One way to avoid repetition is to combine obstacles within the same puzzle. For example, a somewhat complicated maze in which students pass certain numbers along the correct path can be fun. Students feel successful for getting through the maze. But then they realize they have a string of numbers. And they’re looking for a message. Better figure out how to turn those numbers into letters! Now that’s a few obstacles that make the  puzzle worth solving!

5. Puzzles Should Not Contain Too Many Instructions

Kids are so used to being given very direct and explicit instructions. And they find it dull!

Instructions make something feel like a test or a worksheet. They make it feel like just another day at school. Instructions do not feel creative or inspiring.

To use great puzzles in a classroom it is important to minimize, or even omit, instructions. After all, this is how video games work (and collectively, for better or worse, our kids have gotten pretty great at those!). Video game designers have learned that it’s much more interesting and fun to reduce instructions to their absolute minimum and instead let players discover the rules. (A great example of this is the simple beginning of A Dark Room.)

This can often feel scarier for the teacher (or parent), but don’t worry–we have plenty of tips for how to scaffold, leverage good hints, and adjust instructions to help calibrate the puzzle difficulty for different types of learners coming up.

6. Puzzles Should Take Some Time

While some great puzzles can be completed in 10-15 minutes, many excellent puzzles should take longer and be done over time. In fact, when starting with puzzles, we recommend introducing them for 5-10 minutes in class, but then letting the students sit with the puzzle and its struggles away from the classroom. 

Waiting a while to get to the answer gives your kids the opportunity to develop their “diffuse-mode thinking,” as Barbara Oakley calls it. In diffuse-mode thinking, your brain wanders, working in the background while you’re taking a walk or washing dishes. This mode is actually critical to both learning and problem solving, and we ought to proactively develop diffuse-mode thinking in our educational system.

Tests (and most homework) push students into focus-mode thinking, which is important but insufficient for solving important problems in the real world. Puzzles can help your students stretch a different part of their brain and develop critical new skill sets for the future.

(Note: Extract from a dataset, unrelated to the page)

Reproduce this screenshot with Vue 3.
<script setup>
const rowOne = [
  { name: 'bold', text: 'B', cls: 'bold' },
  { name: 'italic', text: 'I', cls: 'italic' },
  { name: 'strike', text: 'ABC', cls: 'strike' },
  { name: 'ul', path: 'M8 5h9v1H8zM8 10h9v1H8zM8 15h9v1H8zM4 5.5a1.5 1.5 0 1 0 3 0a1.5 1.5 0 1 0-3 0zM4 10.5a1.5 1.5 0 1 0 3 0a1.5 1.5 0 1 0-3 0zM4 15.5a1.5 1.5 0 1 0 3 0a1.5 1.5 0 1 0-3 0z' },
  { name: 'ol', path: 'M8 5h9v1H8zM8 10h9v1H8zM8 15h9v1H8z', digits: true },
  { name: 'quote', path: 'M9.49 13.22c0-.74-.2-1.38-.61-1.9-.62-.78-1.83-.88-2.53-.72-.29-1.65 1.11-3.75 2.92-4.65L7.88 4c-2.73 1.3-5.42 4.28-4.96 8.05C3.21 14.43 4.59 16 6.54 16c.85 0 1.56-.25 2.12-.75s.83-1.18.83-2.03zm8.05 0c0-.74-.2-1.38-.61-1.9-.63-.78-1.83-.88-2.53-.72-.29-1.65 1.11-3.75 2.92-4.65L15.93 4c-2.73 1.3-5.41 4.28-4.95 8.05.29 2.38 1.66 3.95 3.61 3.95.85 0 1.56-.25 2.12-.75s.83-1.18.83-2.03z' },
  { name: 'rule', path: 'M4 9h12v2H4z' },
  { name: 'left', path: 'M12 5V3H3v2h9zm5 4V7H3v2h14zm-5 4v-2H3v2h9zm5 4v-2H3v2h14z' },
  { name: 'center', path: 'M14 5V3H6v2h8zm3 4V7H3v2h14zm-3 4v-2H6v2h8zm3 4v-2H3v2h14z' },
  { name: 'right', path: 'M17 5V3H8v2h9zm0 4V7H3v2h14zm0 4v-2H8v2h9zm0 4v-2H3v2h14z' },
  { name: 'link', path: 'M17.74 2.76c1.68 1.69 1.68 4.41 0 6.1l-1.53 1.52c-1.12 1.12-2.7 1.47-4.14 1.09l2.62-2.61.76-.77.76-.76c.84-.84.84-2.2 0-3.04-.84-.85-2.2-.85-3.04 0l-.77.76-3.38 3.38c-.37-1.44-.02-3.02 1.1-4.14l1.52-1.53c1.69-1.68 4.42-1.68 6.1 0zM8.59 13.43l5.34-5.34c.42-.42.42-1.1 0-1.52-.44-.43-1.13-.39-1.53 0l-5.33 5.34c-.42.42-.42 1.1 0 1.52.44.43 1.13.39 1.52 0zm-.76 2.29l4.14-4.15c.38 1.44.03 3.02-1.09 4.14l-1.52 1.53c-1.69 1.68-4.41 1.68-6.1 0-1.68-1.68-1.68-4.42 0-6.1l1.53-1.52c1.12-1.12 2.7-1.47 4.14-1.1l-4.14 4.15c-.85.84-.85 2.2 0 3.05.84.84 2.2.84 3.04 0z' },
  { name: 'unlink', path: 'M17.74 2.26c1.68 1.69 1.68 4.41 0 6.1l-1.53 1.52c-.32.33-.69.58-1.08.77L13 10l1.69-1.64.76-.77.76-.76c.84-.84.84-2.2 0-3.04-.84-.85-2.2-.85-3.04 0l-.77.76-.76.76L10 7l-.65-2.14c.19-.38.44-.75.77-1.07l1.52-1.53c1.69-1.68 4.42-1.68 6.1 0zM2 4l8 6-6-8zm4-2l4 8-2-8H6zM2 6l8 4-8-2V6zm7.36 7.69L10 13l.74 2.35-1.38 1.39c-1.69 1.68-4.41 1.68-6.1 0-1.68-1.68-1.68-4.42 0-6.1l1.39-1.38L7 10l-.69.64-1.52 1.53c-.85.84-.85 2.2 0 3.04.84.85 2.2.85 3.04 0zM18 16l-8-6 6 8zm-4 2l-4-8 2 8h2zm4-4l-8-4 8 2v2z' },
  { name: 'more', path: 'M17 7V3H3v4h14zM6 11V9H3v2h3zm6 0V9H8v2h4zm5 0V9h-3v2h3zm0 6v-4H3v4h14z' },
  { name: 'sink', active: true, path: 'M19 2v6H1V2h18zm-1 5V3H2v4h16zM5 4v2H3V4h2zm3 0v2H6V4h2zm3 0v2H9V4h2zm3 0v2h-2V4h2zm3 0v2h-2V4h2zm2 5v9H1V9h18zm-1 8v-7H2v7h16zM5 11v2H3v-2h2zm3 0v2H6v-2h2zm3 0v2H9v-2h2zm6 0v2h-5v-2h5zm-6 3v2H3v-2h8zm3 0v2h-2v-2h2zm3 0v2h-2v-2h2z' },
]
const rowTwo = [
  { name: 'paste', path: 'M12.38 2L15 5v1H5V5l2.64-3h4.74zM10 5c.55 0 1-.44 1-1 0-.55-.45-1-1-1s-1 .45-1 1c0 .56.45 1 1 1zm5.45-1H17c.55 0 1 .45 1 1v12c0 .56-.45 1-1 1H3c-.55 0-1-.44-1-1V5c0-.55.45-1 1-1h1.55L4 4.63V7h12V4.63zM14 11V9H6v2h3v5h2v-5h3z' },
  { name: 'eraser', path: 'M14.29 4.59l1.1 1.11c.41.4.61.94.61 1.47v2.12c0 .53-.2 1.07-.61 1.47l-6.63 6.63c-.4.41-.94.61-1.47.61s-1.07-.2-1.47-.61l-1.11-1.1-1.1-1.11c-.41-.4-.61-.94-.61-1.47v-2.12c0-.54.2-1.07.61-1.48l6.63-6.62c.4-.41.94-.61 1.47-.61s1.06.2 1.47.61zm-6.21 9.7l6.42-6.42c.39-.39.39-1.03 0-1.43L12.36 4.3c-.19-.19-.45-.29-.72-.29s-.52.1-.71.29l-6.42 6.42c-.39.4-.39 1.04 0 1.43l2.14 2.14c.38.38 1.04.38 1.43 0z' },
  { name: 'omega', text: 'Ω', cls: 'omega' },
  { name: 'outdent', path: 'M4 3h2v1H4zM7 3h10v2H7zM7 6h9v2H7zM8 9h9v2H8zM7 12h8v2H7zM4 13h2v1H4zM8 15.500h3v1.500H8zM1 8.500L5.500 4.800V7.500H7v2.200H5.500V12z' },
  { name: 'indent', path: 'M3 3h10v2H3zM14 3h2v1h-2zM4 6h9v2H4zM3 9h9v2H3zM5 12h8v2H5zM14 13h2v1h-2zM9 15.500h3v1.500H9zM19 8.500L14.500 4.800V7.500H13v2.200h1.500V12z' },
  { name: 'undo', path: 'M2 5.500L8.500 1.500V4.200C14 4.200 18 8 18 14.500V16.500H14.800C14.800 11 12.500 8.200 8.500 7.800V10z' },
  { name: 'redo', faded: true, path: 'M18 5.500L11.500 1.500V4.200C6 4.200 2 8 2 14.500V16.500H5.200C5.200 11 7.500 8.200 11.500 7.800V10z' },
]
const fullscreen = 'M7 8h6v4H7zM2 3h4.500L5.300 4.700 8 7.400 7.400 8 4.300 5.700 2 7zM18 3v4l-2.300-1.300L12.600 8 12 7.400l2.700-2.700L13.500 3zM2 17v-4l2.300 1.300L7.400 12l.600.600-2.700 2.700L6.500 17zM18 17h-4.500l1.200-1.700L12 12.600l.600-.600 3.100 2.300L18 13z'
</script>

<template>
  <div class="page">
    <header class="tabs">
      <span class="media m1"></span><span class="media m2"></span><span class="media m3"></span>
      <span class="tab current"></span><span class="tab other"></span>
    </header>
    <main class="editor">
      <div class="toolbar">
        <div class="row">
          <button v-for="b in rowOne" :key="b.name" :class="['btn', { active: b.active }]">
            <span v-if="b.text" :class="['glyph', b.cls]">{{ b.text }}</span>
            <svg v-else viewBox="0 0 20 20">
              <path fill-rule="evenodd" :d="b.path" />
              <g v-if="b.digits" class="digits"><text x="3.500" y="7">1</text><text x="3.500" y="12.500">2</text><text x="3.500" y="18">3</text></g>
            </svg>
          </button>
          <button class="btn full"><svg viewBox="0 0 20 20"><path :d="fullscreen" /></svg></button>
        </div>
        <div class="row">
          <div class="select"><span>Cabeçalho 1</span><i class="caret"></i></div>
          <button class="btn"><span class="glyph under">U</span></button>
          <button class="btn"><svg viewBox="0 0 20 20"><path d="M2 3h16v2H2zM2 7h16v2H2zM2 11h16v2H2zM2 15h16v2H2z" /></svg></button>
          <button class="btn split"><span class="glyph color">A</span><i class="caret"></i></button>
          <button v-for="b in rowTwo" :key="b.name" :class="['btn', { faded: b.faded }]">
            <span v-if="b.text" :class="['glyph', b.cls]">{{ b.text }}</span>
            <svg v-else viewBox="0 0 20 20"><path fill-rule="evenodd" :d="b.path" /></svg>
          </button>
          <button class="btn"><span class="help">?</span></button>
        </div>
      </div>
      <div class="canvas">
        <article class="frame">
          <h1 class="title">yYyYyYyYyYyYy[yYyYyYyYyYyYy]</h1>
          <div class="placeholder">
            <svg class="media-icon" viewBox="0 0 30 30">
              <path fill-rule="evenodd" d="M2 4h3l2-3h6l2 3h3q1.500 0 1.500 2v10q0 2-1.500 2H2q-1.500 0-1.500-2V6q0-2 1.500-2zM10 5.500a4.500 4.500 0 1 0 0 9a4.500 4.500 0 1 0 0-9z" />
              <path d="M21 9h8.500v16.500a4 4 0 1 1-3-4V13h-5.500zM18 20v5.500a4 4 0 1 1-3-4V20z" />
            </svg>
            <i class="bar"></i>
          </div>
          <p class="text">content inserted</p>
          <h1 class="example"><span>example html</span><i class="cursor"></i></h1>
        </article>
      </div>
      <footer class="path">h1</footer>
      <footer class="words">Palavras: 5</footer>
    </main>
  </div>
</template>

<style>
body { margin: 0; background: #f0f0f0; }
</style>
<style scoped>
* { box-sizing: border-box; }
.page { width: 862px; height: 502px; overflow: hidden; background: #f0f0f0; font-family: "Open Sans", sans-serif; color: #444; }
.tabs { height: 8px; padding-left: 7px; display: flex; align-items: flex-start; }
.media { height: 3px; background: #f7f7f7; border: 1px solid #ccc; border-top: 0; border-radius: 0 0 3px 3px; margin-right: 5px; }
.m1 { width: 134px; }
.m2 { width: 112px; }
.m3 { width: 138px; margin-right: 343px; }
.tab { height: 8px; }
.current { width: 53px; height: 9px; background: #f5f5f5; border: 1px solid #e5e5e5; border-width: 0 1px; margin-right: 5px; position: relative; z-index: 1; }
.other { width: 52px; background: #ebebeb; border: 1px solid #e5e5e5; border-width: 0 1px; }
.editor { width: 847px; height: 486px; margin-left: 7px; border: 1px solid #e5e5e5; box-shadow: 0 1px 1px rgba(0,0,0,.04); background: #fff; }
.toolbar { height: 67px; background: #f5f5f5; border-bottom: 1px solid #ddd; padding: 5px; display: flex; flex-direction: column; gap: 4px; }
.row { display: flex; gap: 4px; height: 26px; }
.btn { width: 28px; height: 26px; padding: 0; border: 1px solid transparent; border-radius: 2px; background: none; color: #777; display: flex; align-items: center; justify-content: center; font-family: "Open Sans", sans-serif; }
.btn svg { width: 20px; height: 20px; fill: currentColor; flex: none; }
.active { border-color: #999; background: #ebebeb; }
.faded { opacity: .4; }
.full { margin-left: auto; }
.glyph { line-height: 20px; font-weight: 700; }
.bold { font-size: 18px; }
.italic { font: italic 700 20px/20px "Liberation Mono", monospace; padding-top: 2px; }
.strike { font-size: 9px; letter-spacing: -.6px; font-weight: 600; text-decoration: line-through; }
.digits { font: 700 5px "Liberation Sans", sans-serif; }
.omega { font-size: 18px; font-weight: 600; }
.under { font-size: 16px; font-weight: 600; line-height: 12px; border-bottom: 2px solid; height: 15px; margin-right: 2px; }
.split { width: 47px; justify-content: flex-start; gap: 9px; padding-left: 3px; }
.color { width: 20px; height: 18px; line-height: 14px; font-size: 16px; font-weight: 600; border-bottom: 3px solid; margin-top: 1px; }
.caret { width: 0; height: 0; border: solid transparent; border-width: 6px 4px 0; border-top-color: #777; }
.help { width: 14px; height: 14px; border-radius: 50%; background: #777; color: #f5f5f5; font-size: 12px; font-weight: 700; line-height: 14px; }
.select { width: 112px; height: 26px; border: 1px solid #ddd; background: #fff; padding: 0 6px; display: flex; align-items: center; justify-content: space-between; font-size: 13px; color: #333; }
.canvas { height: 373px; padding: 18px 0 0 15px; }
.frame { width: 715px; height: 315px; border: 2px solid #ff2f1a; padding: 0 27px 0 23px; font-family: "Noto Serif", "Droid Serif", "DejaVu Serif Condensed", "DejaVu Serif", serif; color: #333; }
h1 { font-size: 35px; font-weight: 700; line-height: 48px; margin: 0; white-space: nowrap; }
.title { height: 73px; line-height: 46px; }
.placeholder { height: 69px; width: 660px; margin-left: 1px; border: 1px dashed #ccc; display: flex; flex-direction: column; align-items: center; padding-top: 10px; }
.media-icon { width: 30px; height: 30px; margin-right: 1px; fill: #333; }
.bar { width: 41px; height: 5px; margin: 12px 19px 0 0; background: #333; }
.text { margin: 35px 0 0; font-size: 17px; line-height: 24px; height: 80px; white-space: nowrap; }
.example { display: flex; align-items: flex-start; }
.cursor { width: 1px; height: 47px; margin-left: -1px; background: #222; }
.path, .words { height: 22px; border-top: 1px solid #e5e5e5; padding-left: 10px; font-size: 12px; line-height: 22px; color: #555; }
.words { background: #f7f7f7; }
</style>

7. Solving a Puzzle Should Feel Like its Own Reward

When you reach the end of the puzzle, it should be satisfying in and of itself. You should feel as if you’ve accomplished something worthwhile for its own sake. Remember, we are not trying to motivate students with carrots and sticks, we are trying to teach them that they are capable of overcoming challenges and accomplishing hard tasks. When people do these types of things well, it is because they are motivated by the challenge and experience themselves–not by points, grades, or extra credit. And along the way, puzzles can in fact teach you useful information. In his wonderful collection “The Language Lover’s Puzzle Book,” Alex Bellos wrote: “A good puzzle gives you the thrill of achievement and the joy of discovery at the same time.”

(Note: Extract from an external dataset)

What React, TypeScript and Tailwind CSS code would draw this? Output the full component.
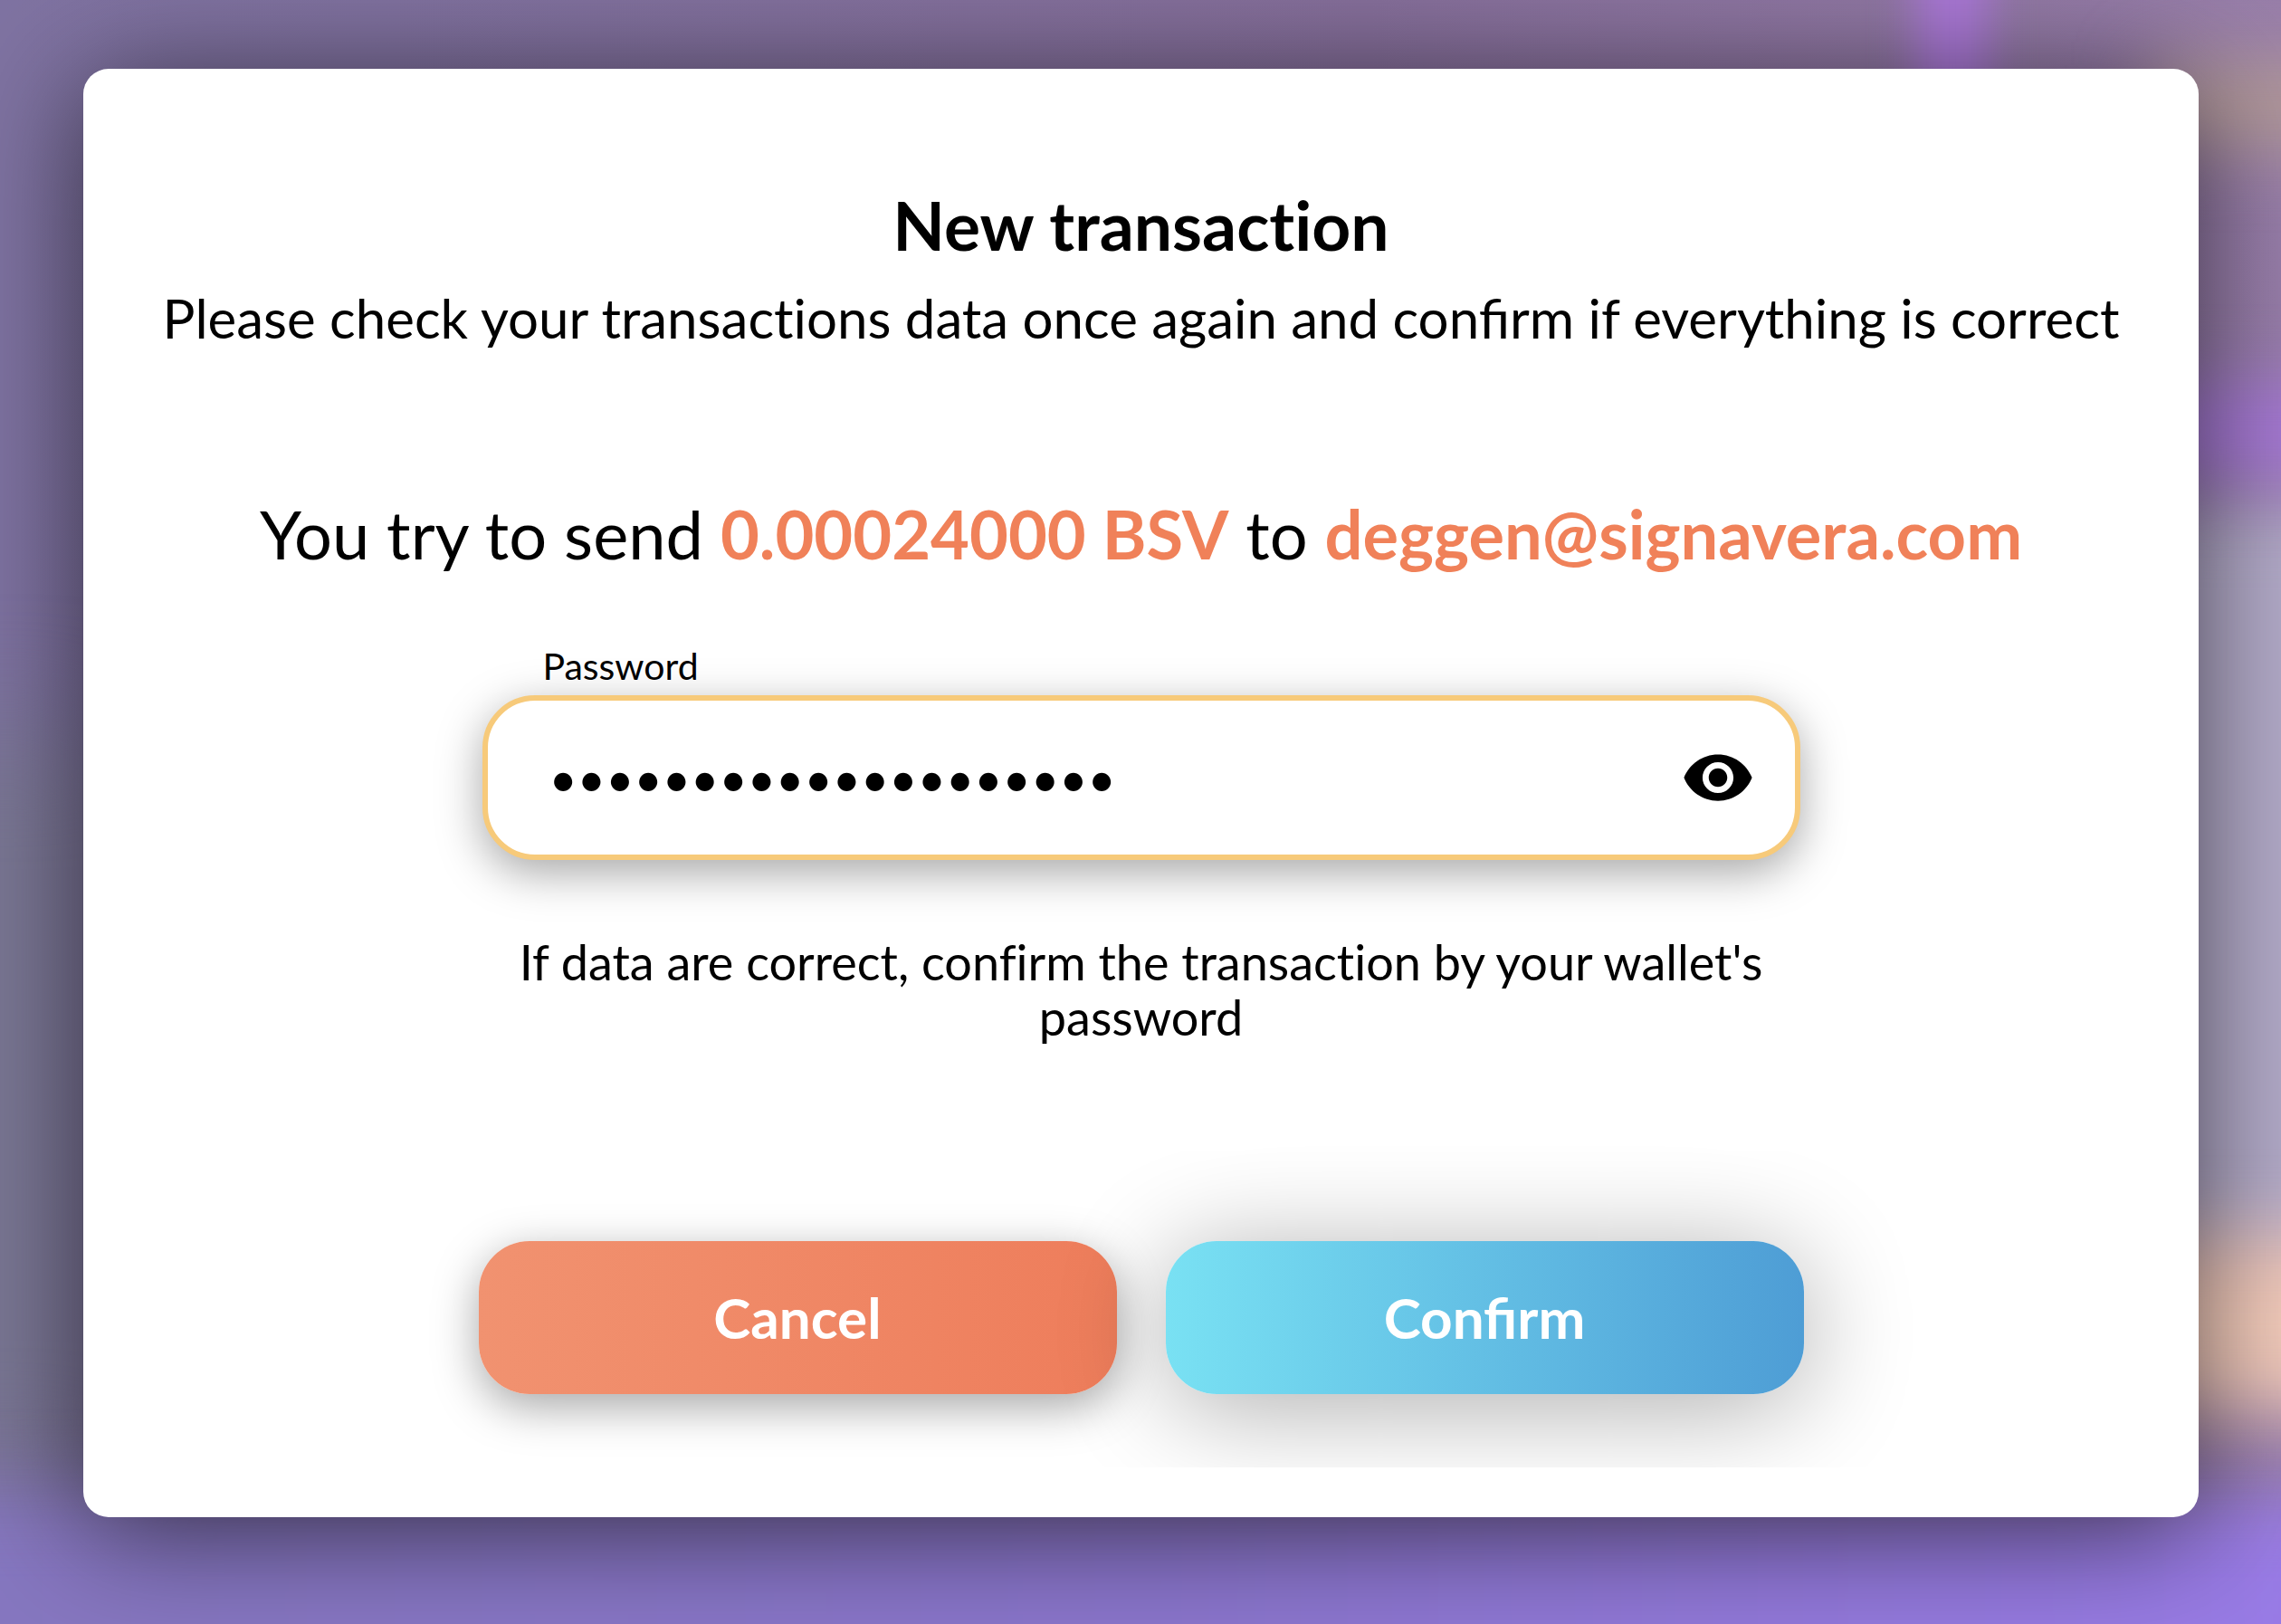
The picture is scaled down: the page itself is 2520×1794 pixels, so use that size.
import { useState } from "react";
import { MdVisibility, MdVisibilityOff } from "react-icons/md";

function Backdrop() {
  return (
    <div
      aria-hidden="true"
      className="absolute inset-0 overflow-hidden bg-linear-to-r from-[#7f73a2] from-0% via-[#866f9b] via-60% to-[#987eaa] to-100%"
    >
      <div className="absolute -left-24 top-[45%] h-[46%] w-52 bg-[#7b7894] blur-3xl" />
      <div className="absolute -right-24 top-[31%] h-[48%] w-60 bg-[#b3abc9] blur-2xl" />
      <div className="absolute -bottom-24 -left-24 -right-24 h-60 bg-linear-to-r from-[#8677bf] via-[#8b76cd] to-[#9a7ce8] blur-2xl" />
      <div className="absolute -right-24 top-[24%] h-[5%] w-60 bg-[#a877dd] blur-2xl" />
      <div className="absolute -right-24 top-[4%] h-[5%] w-60 bg-[#b59c98] blur-2xl" />
      <div className="absolute -right-24 top-[76%] h-[11%] w-64 bg-[#f3cbbb] blur-2xl" />
      <div className="absolute left-[84%] -top-16 h-48 w-20 bg-[#ab78d8] blur-xl" />
    </div>
  );
}

export default function App() {
  const [password, setPassword] = useState("correcthorsebattery1");
  const [visible, setVisible] = useState(false);

  return (
    <div className="relative isolate min-h-screen pr-[91px] pl-[92px] pt-[76px] pb-[119px] font-[Lato,sans-serif] text-black">
      <Backdrop />
      <main className="relative rounded-[28px] bg-white pb-[55px] shadow-[0_16px_130px_rgba(0,0,0,0.6)]">
        <div className="flex flex-col items-center overflow-hidden rounded-t-[28px] px-16 pt-[126px] pb-[81px] text-center">
          <h1 className="text-[75px] leading-[92px] font-bold [font-variant-ligatures:none]">New transaction</h1>
          <p className="mt-[11px] text-[60px] leading-[92px]">
            Please check your <span className="[font-variant-ligatures:none]">transactions</span> data once again and
            confirm if everything is correct
          </p>
          <p className="mt-[147px] text-[74px] leading-[92px]">
            You try to send <strong className="font-bold text-[#f08159]">0.00024000 BSV</strong> to{" "}
            <strong className="font-bold text-[#f08159]">deggen@signavera.com</strong>
          </p>
          <form className="mt-[76px] flex w-full max-w-[1464px] flex-col" onSubmit={(e) => e.preventDefault()}>
            <div className="mx-1 flex flex-col">
              <label htmlFor="password" className="mb-2 self-start pl-[67px] text-[41px] leading-[48px]">
                Password
              </label>
              <div className="flex h-[182px] items-center rounded-[58px] border-6 border-[#f7ca7a] bg-white pr-[44px] pl-[68px] shadow-[0_14px_50px_rgba(0,0,0,0.35)]">
                <input
                  id="password"
                  type={visible ? "text" : "password"}
                  value={password}
                  onChange={(e) => setPassword(e.target.value)}
                  className="min-w-0 flex-1 bg-transparent text-[54px] outline-none"
                />
                <button
                  type="button"
                  aria-label={visible ? "Hide password" : "Show password"}
                  onClick={() => setVisible(!visible)}
                >
                  {visible ? <MdVisibilityOff size={82} /> : <MdVisibility size={82} />}
                </button>
              </div>
            </div>
            <p className="mt-[82px] px-6 text-[54px] leading-[61px] [font-variant-ligatures:none]">
              If data are correct, confirm the transaction by your wallet's password
            </p>
            <div className="mt-[217px] grid grid-cols-2 gap-[54px]">
              <button
                type="button"
                className="h-[169px] rounded-[56px] bg-linear-to-r from-[#f19270] to-[#ee7d5b] text-[62px] font-bold text-white shadow-[0_14px_50px_rgba(0,0,0,0.35)]"
              >
                Cancel
              </button>
              <button
                type="submit"
                className="h-[169px] rounded-[56px] bg-linear-to-r from-[#79e1f3] to-[#4e9dd5] text-[62px] font-bold text-white shadow-[0_14px_120px_rgba(0,0,0,0.33)]"
              >
                Confirm
              </button>
            </div>
          </form>
        </div>
      </main>
    </div>
  );
}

This is also why it’s critical to use hints purposefully and carefully while your students are solving a puzzle. Hints are an important part of calibrating the challenge and they help students continue to make progress. But hints that give away the farm end the challenge and take away from the sense of productive struggle and ultimate accomplishment that give puzzles their power. But don’t worry! We have lots of tips and tricks for using hints in ways your kids will appreciate and love.

Most importantly, have fun! Celebrate the process, not the outcome. And then break out another puzzle!